Extra! Extra! Read all about memorable major league baseball achievements and moments involving former college basketball players! Baseball is portrayed as a thinking man's game but only 4% of active MLB players earned college diplomas. Nonetheless, numerous ex-college hoopers had front-row seats to many of the most notable games, transactions and dates in MLB history.

Ex-hoopers from five current and former Big East Conference members - Danny Coombs (Seton Hall), Walt Dropo (Connecticut), Bob Gibson (Creighton), Sandy Koufax (Cincinnati) and Birdie Tebbetts (Providence) - made MLB news on this date. Unless you habitually pore over the content at baseballlibrary.com, baseballreference.com and nationalpastime.com, following is an October 2 calendar focusing on such versatile MLB athletes:


  • Chicago Cubs RHP Dale Alderson (All-Iowa Conference basketball selection for Upper Iowa in 1938-39 and 1939-40) lost his lone MLB decision (2-0 against Boston Braves in 1943).

  • Philadelphia Athletics LHP Stan Baumgartner (hooper for University of Chicago's Big Ten Conference champion in 1913-14) hurled a six-hit shutout against the New York Yankees in 1925, holding both Babe Ruth and Lou Gehrig hitless.

  • RHP Ralph Branca (sixth-leading scorer for NYU in 1943-44) yielded the first pinch-hit homer in World Series history (by Yogi Berra of New York Yankees in 1947) but the Brooklyn Dodgers still prevailed in Game 3, 9-8. Two days earlier, Branca lost Game 1 when he was knocked out in the fifth inning.

  • New York Yankees OF Bob Cerv (ranked fourth on Nebraska's career scoring list in 1949-50 when finishing his career) pounded a pinch homer off the Brooklyn Dodgers' winning rookie RHP Roger Craig (forward with North Carolina State's 1949-50 freshman hoops team) in Game 5 of the 1955 World Series.

  • Philadelphia Athletics C Mickey Cochrane (Boston University hooper in early 1920s) contributed both of his homers in 31 World Series contests in the first two outings against the St.

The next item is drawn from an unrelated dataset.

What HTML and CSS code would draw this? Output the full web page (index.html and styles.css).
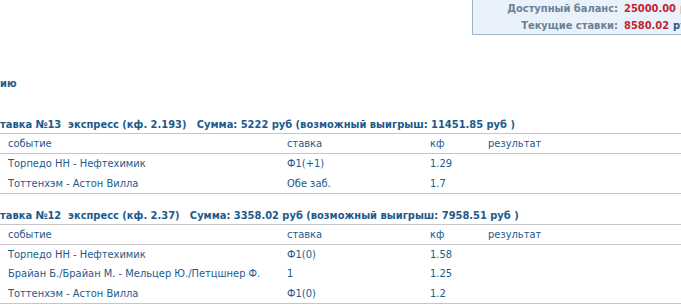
FILE: index.html
```html
<!DOCTYPE html>
<html>
<head>
<meta charset="utf-8">
<link rel="stylesheet" href="styles.css">
</head>
<body>
<div class="page">
  <div class="topbar">
    <div class="balance">
      <div class="bal-row"><span class="bal-label">Доступный баланс:</span> <span class="bal-val">25000.00</span> <span class="cur">руб</span></div>
      <div class="bal-row"><span class="bal-label">Текущие ставки:</span> <span class="bal-val">8580.02</span> <span class="cur">руб</span></div>
    </div>
  </div>
  <div class="section-title">ию</div>

  <div class="bet">
    <div class="bet-title">тавка №13&nbsp; экспресс (кф. 2.193)&nbsp;&nbsp; Сумма: 5222 руб (возможный выигрыш: 11451.85 руб )</div>
    <table class="bet-table">
      <thead>
        <tr><th class="c-ev">событие</th><th class="c-st">ставка</th><th class="c-kf">кф</th><th class="c-res">результат</th></tr>
      </thead>
      <tbody>
        <tr><td class="c-ev">Торпедо НН - Нефтехимик</td><td class="c-st">Ф1(+1)</td><td class="c-kf">1.29</td><td class="c-res"></td></tr>
        <tr><td class="c-ev">Тоттенхэм - Астон Вилла</td><td class="c-st">Обе заб.</td><td class="c-kf">1.7</td><td class="c-res"></td></tr>
      </tbody>
    </table>
  </div>

  <div class="bet">
    <div class="bet-title">тавка №12&nbsp; экспресс (кф. 2.37)&nbsp;&nbsp; Сумма: 3358.02 руб (возможный выигрыш: 7958.51 руб )</div>
    <table class="bet-table">
      <thead>
        <tr><th class="c-ev">событие</th><th class="c-st">ставка</th><th class="c-kf">кф</th><th class="c-res">результат</th></tr>
      </thead>
      <tbody>
        <tr><td class="c-ev">Торпедо НН - Нефтехимик</td><td class="c-st">Ф1(0)</td><td class="c-kf">1.58</td><td class="c-res"></td></tr>
        <tr><td class="c-ev">Брайан Б./Брайан М. - Мельцер Ю./Петцшнер Ф.</td><td class="c-st">1</td><td class="c-kf">1.25</td><td class="c-res"></td></tr>
        <tr><td class="c-ev">Тоттенхэм - Астон Вилла</td><td class="c-st">Ф1(0)</td><td class="c-kf">1.2</td><td class="c-res"></td></tr>
      </tbody>
    </table>
  </div>
</div>
</body>
</html>
```

FILE: styles.css
```css
html, body {
  margin: 0;
  padding: 0;
  background: #ffffff;
  overflow: hidden;
}
.page {
  width: 681px;
  height: 308px;
  overflow: hidden;
  font-family: "DejaVu Sans Condensed", "DejaVu Sans", Verdana, sans-serif;
  font-stretch: condensed;
  font-size: 11px;
  color: #1d5a8c;
}
.topbar {
  display: flex;
  justify-content: flex-start;
  padding-left: 472px;
}
.balance {
  flex: none;
  width: 240px;
  height: 34px;
  background: #e9f2fb;
  border-left: 1px solid #9fb3c7;
  border-bottom: 1px solid #9fb3c7;
}
.bal-row {
  height: 18px;
  line-height: 18px;
  font-weight: bold;
  white-space: nowrap;
  display: flex;
}
.bal-row:first-child {
  height: 17px;
  line-height: 17px;
}
.bal-label {
  color: #6c8196;
  width: 145px;
  text-align: right;
  margin-right: 6px;
}
.bal-val {
  color: #c3242c;
  margin-right: 4px;
}
.cur {
  color: #1d5a8c;
}
.section-title {
  margin-top: 40px;
  height: 17px;
  line-height: 17px;
  font-weight: bold;
  color: #1d5a8c;
}
.bet {
  margin-top: 24px;
}
.bet + .bet {
  margin-top: 13px;
}
.bet-title {
  height: 17px;
  line-height: 18px;
  font-weight: bold;
  color: #1d5a8c;
  white-space: nowrap;
  border-bottom: 1px solid #c6c6c6;
}
.bet-table {
  width: 681px;
  border-collapse: collapse;
  table-layout: fixed;
}
.bet-table th,
.bet-table td {
  height: 19px;
  padding: 0;
  text-align: left;
  font-weight: normal;
  white-space: nowrap;
  color: #1d5a8c;
}
.bet-table thead th {
  border-bottom: 1px solid #c6c6c6;
  height: 19px;
}
.bet-table tbody tr:last-child td {
  height: 20px;
  border-bottom: 1px solid #c6c6c6;
}
.c-ev { width: 279px; padding-left: 8px !important; }
.c-st { width: 143px; }
.c-kf { width: 58px; }
.c-res { width: auto; }
```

Louis Cardinals in 1930.

  • CF Earle Combs (three-year hoops captain for Eastern Kentucky) clubbed a homer and scored four runs as the New York Yankees swept the 1932 World Series by crushing the Chicago Cubs, 13-6. It was the Bronx Bombers' 12th straight WS game win.

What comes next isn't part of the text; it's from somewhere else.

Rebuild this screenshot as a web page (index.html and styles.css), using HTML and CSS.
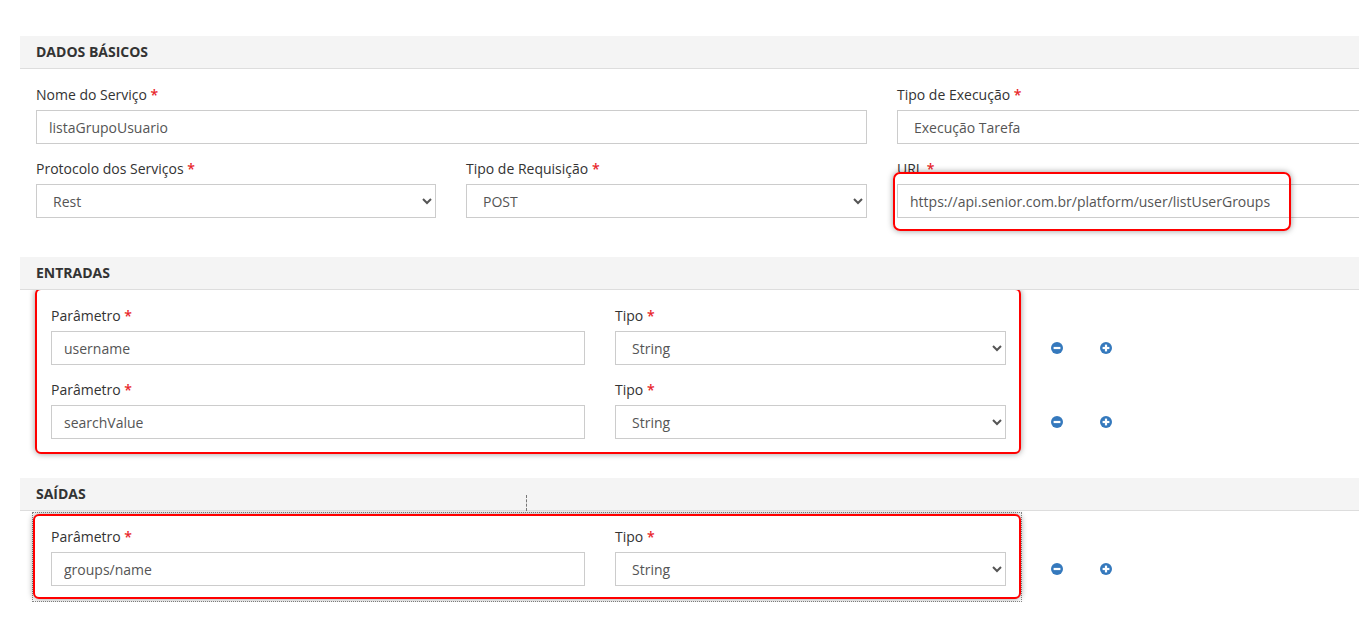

  • In 1964, Houston Colt .45s LHP Danny Coombs (Seton Hall's third-leading scorer and rebounder as sophomore in 1961-62) notched his first MLB victory, holding the Los Angeles Dodgers scoreless over five innings as a starter.

  • Brooklyn Dodgers RHP Jack Coombs (hoops captain and starting center for Colby ME) hurled a shutout, beating the New York Giants for the sixth time in as many decisions in 1916.

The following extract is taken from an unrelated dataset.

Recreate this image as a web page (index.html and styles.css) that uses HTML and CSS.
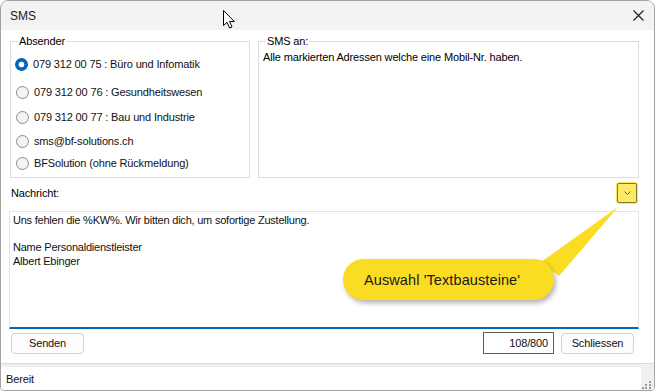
FILE: index.html
```html
<!DOCTYPE html>
<html lang="de">
<head>
  <meta charset="UTF-8" />
  <title>SMS</title>
  <link rel="stylesheet" href="styles.css">
</head>
<body>
  <div class="window">
    <!-- Titelleiste -->
    <div class="titlebar">
      <span class="title">SMS</span>
      <button class="close" title="Schliessen">
        <svg width="11" height="11" viewBox="0 0 11 11"><path d="M0.5 0.5 L10.5 10.5 M10.5 0.5 L0.5 10.5" stroke="#1b1b1b" stroke-width="1.1" fill="none"/></svg>
      </button>
    </div>

    <div class="content">
      <div class="top-row">
        <fieldset class="group sender">
          <legend>Absender</legend>
          <div class="options">
            <label class="opt"><span class="radio checked"></span>079 312 00 75 : Büro und Infomatik</label>
            <label class="opt"><span class="radio"></span>079 312 00 76 : Gesundheitswesen</label>
            <label class="opt"><span class="radio"></span>079 312 00 77 : Bau und Industrie</label>
            <label class="opt"><span class="radio"></span>sms@bf-solutions.ch</label>
            <label class="opt"><span class="radio"></span>BFSolution (ohne Rückmeldung)</label>
          </div>
        </fieldset>
        <fieldset class="group recipients">
          <legend>SMS an:</legend>
          <p>Alle markierten Adressen welche eine Mobil-Nr. haben.</p>
        </fieldset>
      </div>

      <div class="msg-head">
        <span>Nachricht:</span>
        <button class="drop">
          <svg width="7" height="4" viewBox="0 0 7 4"><path d="M0.5 0.5 L3.5 3.5 L6.5 0.5" stroke="#5a5a5a" fill="none"/></svg>
        </button>
      </div>

      <div class="message">Uns fehlen die %KW%. Wir bitten dich, um sofortige Zustellung.<br><br>Name Personaldienstleister<br>Albert Ebinger</div>

      <div class="actions">
        <button class="btn">Senden</button>
        <div class="spacer"></div>
        <div class="counter">108/800</div>
        <button class="btn">Schliessen</button>
      </div>
    </div>

    <div class="statusbar">
      <span class="status-text">Bereit</span>
      <div class="grip">
        <svg width="10" height="10" viewBox="0 0 10 10" fill="#9a9a9a">
          <rect x="8" y="2" width="2" height="2"/>
          <rect x="4" y="5" width="2" height="2"/><rect x="8" y="5" width="2" height="2"/>
          <rect x="1" y="8" width="2" height="2"/><rect x="4" y="8" width="2" height="2"/><rect x="8" y="8" width="2" height="2"/>
        </svg>
      </div>
    </div>

    <!-- Hinweis-Sprechblase -->
    <svg class="callout-tail" width="90" height="80" viewBox="0 0 90 80">
      <polygon points="2,56 20,70 79,1" fill="#fadd22"/>
    </svg>
    <div class="callout">Auswahl 'Textbausteine'</div>

    <!-- Mauszeiger -->
    <svg class="cursor" width="13" height="19" viewBox="0 0 13 19">
      <path d="M0.5 0.5 V15.5 L4 12.3 L6.6 18 L9 17 L6.5 11.5 H11.3 Z" fill="#fff" stroke="#000" stroke-width="1" stroke-linejoin="round"/>
    </svg>
  </div>
</body>
</html>
```

FILE: styles.css
```css
body {
  margin: 0;
  background: #fff;
  font-family: 'Liberation Sans', Arial, sans-serif;
  font-size: 11px;
  letter-spacing: -0.15px;
  color: #000;
}

.window {
  position: relative;
  width: 655px;
  height: 391px;
  box-sizing: border-box;
  border: 1px solid #a3a3a3;
  border-radius: 8px 8px 4px 4px;
  background: #fff;
  display: flex;
  flex-direction: column;
  overflow: hidden;
}

.titlebar {
  height: 29px;
  flex: none;
  background: #f3f3f3;
  display: flex;
  align-items: center;
  justify-content: space-between;
  padding: 0 10px 0 9px;
}

.title {
  font-size: 12px;
  letter-spacing: 0;
  color: #1a1a1a;
}

.close {
  background: none;
  border: none;
  padding: 0;
  width: 11px;
  height: 11px;
  display: flex;
  margin-top: -1px;
}

.content {
  flex: none;
  padding: 5px 15px 0 8px;
}

.top-row {
  display: flex;
  gap: 8px;
  height: 143px;
  margin-left: 1px;
}

.group {
  margin: 0;
  border: 1px solid #dcdcdc;
  min-width: 0;
  box-sizing: border-box;
  height: 143px;
}

.group legend {
  padding: 0 1px;
  margin-left: 3px;
  line-height: 13px;
  color: #000;
}

.sender {
  width: 240px;
  padding: 9px 4px 0 4px;
}

.recipients {
  flex: 1;
  padding: 3px 4px 0 4px;
}

.recipients p {
  margin: 0;
  line-height: 13px;
}

.options {
  display: grid;
  grid-template-rows: 28px 25px 24px 22px 22px;
  align-items: start;
}

.opt {
  display: flex;
  align-items: center;
  gap: 5px;
  height: 14px;
  line-height: 14px;
  color: #111;
}

.radio {
  width: 11px;
  height: 11px;
  border: 1px solid #8a8a8a;
  border-radius: 50%;
  background: #f3f3f3;
  flex: none;
  margin-left: 1px;
}

.radio.checked {
  width: 13px;
  height: 13px;
  border: none;
  margin-left: 0;
  background: radial-gradient(circle, #fff 0 2.6px, #0067c0 3.2px);
}

.msg-head {
  height: 22px;
  margin: 4px 2px 0 2px;
  display: flex;
  align-items: center;
  justify-content: space-between;
}

.drop {
  width: 20px;
  height: 20px;
  padding: 0;
  background: #fde96a;
  border: 1px solid #85772c;
  border-radius: 2px;
  box-shadow: 0 0 0 1px #fbe55a;
  display: flex;
  align-items: center;
  justify-content: center;
}

.message {
  margin-top: 7px;
  height: 112px;
  border: 1px solid #e3e3e3;
  border-bottom: 2px solid #0067c0;
  padding: 2px 3px 1px;
  letter-spacing: -0.22px;
  line-height: 13.5px;
  color: #111;
}

.actions {
  margin: 3px 5px 0 2px;
  height: 22px;
  display: flex;
  align-items: center;
  gap: 7px;
}

.spacer {
  flex: 1;
}

.btn {
  height: 21px;
  width: 73px;
  padding: 0;
  background: #fdfdfd;
  border: 1px solid #d0d0d0;
  border-radius: 4px;
  font-family: inherit;
  font-size: 11px;
  letter-spacing: -0.15px;
  color: #111;
}

.counter {
  width: 71px;
  height: 22px;
  box-sizing: border-box;
  border: 1px solid #5c5c5c;
  text-align: right;
  padding-right: 5px;
  line-height: 20px;
  color: #111;
}

.statusbar {
  margin-top: auto;
  height: 26px;
  flex: none;
  display: flex;
  border-top: 1px solid #dadada;
  background: linear-gradient(#f0f0f0 0 3px, #fff 3px);
}

.status-text {
  flex: 1;
  padding: 3px 0 0 5px;
  display: flex;
  align-items: center;
  color: #111;
}

.grip {
  width: 13px;
  background: #f0f0f0;
  display: flex;
  align-items: flex-end;
  padding-bottom: 1px;
}

.callout-tail {
  position: absolute;
  left: 538px;
  top: 205px;
}

.callout {
  position: absolute;
  left: 342px;
  top: 258px;
  width: 211px;
  height: 41px;
  box-sizing: border-box;
  border-radius: 21px;
  background: #fadd22;
  box-shadow: 2px 3px 5px rgba(0, 0, 0, 0.3);
  padding-left: 21px;
  display: flex;
  align-items: center;
  font-size: 14.5px;
  letter-spacing: 0.1px;
  color: #1a1a1a;
}

.cursor {
  position: absolute;
  left: 222px;
  top: 9px;
}
```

  • SS Alvin Dark (hoops letterman for LSU and USL in mid-1940s) extended his World Series competition hitting streak to 12 in a row with three safeties in Game 4 as the New York Giants finished their sweep of the Cleveland Indians in 1954.

  • CF Larry Doby (reserve guard for Virginia Union's 1943 CIAA hoops titlist) contributed four hits as the Cleveland Indians assure themselves of a tie for the 1948 A.L. title with an 8-0 triumph against the Detroit Tigers.

  • In 1950, Boston Red Sox 1B Walt Dropo (Connecticut's first player ever to average 20 points for season with 21.7 in 1942-43) became the first player to surpass 100 with more RBI (144) than games played (136).

  • Detroit Tigers 1B Darrell Evans (member of Jerry Tarkanian-coached Pasadena City CA club winning 1967 state community college crown) hammered his MLB-leading 40th homer in 1985, becoming the first player to reach such a plateau in each league (41 round-trippers for Atlanta Braves in 1973).

  • In the opener of the 1968 World Series, St. Louis Cardinals RHP Bob Gibson (Creighton's leading scorer in 1955-56 and 1956-57) outdueled 30-game winner Denny McLain, 4-0, and established a WS record by fanning 17 Detroit Tigers.

  • Cleveland Indians 1B Mike Hargrove (Northwestern Oklahoma State hoops letterman) went 4-for-4 against the Seattle Mariners in a 1985 contest.

  • Frank Howard (two-time All-Big Ten Conference first-team selection when leading Ohio State in scoring and rebounding in 1956-57 and 1957-58) fired as New York Mets manager in 1983.

  • In 1966, Los Angeles Dodgers LHP Sandy Koufax (Cincinnati's freshman hoops squad in 1953-54) concluded his final season with career bests of 27 victories and 1.73 ERA. The previous year, Koufax finished with a single-season MLB-mark 382 strikeouts after fanning 13 Milwaukee Braves batters. In the 1963 World Series opener, the first five batters he faced whiffed en route to 15 strikeouts in a 5-2 win against the New York Yankees.

  • CF Kenny Lofton (Arizona's leader in steals for 1988 Final Four team compiling a 35-3 record) supplied a homer to help the Cleveland Indians edge the New York Yankees, 4-3, in Game 3 of their 1998 A.L. playoff series.

  • Rookie RF Bud Metheny (hoops letterman for William & Mary from 1935-36 through 1937-38) belted a first-game homer against the St. Louis Browns to help power the New York Yankees to their 14th sweep of a doubleheader in 1943.

  • New York Yankees rookie RHP Zach Monroe (played hoops briefly for Bradley in 1950-51) hurled one inning of relief against the Milwaukee Braves in Game 2 of the 1958 World Series.

  • Brooklyn Dodgers LF Jackie Robinson (highest scoring average in Pacific Coast Conference both of his seasons with UCLA in 1939-40 and 1940-41) registered a postseason career-high three hits in a 3-2 win against the New York Yankees in Game 3 of the 1953 World Series.

  • Chicago Cubs LF Riggs Stephenson (Alabama hoops letterman in 1920) stroked four hits against the Cincinnati Reds in a 1929 contest.

  • Detroit Tigers C Birdie Tebbetts (Providence hooper in 1932) closed out the 1938 campaign with four multiple-hit games in a row.

  • C Wes Westrum (Bemidji State MN hooper one season before serving in military during WWII) supplied two sacrifice flies for the New York Giants to help them defeat the Cleveland Indians, 7-4, in Game 4 and sweep the 1954 World Series.